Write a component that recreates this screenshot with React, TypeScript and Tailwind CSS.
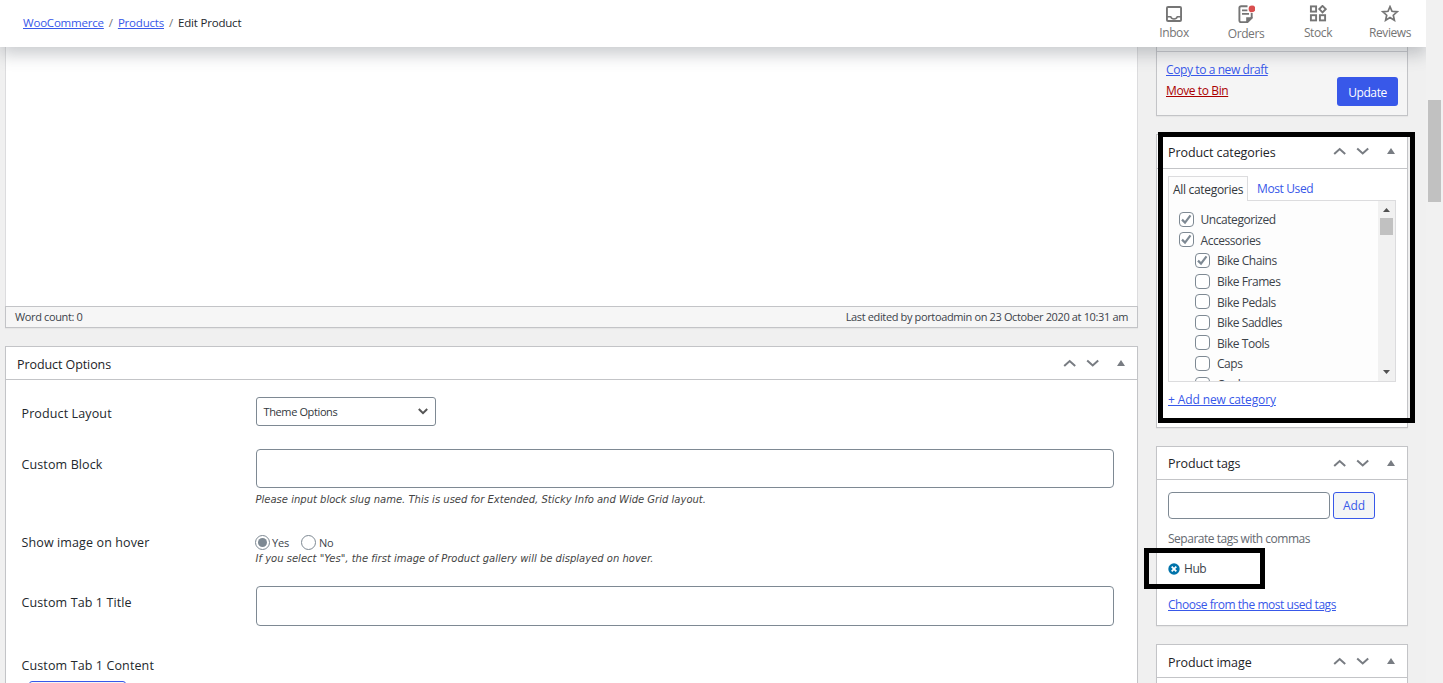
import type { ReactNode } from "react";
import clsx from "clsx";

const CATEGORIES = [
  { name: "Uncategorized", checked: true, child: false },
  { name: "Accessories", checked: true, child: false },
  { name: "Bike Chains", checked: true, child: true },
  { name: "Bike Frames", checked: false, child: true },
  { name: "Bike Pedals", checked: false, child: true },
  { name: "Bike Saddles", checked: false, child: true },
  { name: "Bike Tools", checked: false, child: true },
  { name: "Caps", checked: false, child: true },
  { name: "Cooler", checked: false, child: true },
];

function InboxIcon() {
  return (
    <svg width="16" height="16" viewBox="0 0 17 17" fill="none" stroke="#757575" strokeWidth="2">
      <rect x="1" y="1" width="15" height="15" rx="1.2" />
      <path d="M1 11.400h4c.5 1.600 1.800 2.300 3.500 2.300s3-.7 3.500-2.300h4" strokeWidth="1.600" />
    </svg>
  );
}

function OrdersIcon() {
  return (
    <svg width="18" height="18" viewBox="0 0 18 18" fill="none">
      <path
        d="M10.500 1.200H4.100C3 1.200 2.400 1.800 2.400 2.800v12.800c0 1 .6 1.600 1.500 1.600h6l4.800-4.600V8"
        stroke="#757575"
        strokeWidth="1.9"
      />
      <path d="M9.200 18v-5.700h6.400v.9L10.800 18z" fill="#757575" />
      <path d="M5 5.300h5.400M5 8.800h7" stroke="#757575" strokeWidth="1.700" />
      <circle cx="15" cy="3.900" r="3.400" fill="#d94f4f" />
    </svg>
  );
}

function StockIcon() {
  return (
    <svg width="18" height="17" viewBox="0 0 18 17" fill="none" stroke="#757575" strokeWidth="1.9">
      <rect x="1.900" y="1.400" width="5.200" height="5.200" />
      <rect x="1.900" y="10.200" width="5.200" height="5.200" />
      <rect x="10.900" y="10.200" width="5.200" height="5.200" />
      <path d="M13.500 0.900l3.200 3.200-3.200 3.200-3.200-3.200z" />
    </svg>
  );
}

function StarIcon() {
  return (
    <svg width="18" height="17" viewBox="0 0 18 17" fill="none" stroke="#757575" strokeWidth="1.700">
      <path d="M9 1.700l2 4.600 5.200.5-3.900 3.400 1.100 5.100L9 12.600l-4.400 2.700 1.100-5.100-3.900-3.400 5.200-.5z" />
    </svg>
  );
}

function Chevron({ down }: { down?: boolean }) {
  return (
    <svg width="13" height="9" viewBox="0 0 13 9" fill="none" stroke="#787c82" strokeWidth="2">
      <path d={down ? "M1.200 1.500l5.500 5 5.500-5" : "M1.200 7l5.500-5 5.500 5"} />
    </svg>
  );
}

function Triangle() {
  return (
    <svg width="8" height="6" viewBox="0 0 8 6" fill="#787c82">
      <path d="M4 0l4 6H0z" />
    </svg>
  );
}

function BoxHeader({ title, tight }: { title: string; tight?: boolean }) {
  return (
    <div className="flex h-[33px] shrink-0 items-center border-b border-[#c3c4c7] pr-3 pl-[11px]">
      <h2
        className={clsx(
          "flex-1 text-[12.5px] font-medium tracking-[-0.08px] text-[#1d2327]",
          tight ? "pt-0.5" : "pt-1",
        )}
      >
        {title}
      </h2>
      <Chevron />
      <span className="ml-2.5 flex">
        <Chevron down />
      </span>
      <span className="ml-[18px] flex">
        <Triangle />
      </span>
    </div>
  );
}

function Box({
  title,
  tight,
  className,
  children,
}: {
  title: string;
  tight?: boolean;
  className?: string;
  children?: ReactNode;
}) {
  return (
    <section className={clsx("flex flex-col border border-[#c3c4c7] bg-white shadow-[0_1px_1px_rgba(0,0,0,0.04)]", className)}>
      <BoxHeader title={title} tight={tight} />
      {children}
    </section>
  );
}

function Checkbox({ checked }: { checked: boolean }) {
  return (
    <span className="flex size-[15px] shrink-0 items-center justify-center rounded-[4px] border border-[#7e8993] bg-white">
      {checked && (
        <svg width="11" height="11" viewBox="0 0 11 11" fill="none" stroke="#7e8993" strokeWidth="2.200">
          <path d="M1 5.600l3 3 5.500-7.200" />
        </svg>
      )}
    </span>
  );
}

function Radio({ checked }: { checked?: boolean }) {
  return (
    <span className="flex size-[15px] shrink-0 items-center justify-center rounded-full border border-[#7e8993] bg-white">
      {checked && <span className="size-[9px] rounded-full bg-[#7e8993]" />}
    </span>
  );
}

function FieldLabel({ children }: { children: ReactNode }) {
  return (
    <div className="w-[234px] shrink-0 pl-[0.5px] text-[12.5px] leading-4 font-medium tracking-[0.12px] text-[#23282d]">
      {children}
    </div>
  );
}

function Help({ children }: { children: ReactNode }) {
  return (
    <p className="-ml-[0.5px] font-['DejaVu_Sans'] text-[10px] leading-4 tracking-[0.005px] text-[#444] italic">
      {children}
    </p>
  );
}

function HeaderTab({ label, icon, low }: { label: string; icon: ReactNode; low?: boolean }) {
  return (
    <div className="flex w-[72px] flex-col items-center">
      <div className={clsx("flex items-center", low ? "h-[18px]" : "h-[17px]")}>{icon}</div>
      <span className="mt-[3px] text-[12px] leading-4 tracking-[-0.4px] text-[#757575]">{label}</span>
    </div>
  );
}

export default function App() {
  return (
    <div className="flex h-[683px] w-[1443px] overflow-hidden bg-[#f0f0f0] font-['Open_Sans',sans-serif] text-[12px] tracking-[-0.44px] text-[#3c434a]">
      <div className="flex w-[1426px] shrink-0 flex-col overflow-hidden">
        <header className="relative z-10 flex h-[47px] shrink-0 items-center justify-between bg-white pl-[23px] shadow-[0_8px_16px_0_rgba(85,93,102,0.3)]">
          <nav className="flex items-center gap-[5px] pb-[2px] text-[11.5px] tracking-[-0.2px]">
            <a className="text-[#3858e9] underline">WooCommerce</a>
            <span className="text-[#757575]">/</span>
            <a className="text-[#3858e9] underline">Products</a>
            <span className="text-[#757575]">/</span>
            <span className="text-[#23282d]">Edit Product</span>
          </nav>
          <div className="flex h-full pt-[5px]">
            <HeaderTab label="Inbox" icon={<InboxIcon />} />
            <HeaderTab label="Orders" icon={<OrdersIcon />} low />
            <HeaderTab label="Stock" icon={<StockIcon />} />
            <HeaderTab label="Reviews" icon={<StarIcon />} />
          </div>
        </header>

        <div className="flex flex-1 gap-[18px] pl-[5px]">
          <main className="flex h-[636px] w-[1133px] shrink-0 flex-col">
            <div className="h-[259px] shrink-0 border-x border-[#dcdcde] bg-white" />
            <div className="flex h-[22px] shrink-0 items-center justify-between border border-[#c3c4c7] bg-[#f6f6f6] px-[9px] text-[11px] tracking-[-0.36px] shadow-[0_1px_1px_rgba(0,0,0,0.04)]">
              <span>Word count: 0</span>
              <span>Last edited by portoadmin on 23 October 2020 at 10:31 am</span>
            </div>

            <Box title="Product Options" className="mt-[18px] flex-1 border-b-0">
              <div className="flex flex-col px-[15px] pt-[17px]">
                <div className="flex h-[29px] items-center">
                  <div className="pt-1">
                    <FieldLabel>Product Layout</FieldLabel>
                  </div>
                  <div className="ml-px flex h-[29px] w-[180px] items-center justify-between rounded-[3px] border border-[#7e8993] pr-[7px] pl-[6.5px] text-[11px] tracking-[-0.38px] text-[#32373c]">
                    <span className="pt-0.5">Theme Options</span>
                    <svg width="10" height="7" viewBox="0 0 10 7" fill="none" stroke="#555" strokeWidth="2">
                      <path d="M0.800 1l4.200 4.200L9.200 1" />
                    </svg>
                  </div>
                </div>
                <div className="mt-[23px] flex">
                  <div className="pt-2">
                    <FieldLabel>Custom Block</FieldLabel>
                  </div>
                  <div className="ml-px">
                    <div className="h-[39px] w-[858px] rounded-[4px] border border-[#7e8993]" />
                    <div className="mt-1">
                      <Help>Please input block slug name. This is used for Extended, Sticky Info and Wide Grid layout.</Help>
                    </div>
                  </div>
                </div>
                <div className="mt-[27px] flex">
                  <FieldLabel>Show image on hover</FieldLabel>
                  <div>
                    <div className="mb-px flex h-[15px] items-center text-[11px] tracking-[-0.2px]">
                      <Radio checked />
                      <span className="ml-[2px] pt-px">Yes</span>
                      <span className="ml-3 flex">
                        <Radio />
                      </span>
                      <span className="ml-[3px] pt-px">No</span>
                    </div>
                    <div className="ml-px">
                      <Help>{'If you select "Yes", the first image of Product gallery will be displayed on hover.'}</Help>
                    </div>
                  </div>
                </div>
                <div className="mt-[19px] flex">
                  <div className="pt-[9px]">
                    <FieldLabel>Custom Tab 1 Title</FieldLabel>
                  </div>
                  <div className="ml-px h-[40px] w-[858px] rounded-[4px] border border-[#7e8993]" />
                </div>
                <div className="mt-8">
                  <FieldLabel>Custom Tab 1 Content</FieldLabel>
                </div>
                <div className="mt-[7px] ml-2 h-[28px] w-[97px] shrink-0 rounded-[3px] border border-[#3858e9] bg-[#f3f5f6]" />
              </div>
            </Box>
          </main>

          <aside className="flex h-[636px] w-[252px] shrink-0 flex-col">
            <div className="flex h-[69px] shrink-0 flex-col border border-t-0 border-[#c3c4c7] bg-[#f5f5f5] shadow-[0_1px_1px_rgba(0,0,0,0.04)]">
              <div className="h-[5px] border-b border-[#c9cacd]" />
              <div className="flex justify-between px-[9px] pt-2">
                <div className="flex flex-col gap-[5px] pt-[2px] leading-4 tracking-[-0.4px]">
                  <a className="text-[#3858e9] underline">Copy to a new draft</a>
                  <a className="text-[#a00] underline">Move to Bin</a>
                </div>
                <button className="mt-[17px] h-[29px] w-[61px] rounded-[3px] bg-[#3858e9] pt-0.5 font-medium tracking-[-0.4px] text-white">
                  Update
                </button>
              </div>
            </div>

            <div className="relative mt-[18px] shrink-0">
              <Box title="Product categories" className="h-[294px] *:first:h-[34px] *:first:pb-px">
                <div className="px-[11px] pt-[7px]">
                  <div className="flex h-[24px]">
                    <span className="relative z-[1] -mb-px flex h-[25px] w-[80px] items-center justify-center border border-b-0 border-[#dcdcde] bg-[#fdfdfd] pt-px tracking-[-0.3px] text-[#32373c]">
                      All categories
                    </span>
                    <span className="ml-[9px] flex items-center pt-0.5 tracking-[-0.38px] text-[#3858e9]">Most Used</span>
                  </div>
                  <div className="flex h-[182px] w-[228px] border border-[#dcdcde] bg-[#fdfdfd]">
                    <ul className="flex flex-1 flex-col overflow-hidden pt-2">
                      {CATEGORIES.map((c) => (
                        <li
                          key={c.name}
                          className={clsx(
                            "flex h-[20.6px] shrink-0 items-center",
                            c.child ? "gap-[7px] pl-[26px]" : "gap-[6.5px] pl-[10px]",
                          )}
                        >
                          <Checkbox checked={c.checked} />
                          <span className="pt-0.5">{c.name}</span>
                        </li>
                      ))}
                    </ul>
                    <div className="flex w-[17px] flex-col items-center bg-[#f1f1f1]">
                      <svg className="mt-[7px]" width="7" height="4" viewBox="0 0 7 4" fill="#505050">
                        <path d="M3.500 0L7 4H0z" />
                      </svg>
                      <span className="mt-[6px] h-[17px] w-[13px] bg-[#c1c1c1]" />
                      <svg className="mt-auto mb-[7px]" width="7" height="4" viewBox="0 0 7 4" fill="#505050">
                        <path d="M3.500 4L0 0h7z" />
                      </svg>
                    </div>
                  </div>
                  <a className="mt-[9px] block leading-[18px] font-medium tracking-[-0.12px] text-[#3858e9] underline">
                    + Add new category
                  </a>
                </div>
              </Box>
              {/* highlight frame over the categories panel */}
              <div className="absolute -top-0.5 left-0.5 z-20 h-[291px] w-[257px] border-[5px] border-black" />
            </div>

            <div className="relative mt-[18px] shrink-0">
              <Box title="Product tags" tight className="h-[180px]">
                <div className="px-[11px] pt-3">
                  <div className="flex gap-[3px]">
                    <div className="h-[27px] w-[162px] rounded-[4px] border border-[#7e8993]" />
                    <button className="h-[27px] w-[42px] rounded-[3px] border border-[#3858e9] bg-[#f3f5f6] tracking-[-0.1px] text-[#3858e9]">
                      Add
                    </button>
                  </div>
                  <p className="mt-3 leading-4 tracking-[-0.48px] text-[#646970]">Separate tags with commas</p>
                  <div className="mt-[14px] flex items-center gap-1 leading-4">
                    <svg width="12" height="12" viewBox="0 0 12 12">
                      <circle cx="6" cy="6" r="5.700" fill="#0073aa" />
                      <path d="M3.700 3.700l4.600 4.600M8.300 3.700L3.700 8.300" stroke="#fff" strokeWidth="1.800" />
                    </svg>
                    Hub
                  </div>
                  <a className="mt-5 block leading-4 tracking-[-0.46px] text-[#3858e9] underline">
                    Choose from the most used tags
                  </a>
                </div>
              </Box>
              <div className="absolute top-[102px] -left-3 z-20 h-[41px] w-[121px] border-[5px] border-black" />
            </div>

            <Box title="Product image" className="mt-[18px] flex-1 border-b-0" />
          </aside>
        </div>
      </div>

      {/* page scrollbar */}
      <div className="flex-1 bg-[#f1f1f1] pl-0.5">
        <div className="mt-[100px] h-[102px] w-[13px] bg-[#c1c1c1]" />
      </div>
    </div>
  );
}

:::::

■ Exercise requirements: Repeat only the lines from the beginning of the material through the line containing "import clsx from", both ends kept, leaving pictures out.

■ The answer:
Write a component that recreates this screenshot with React, TypeScript and Tailwind CSS.
import type { ReactNode } from "react";
import clsx from "clsx";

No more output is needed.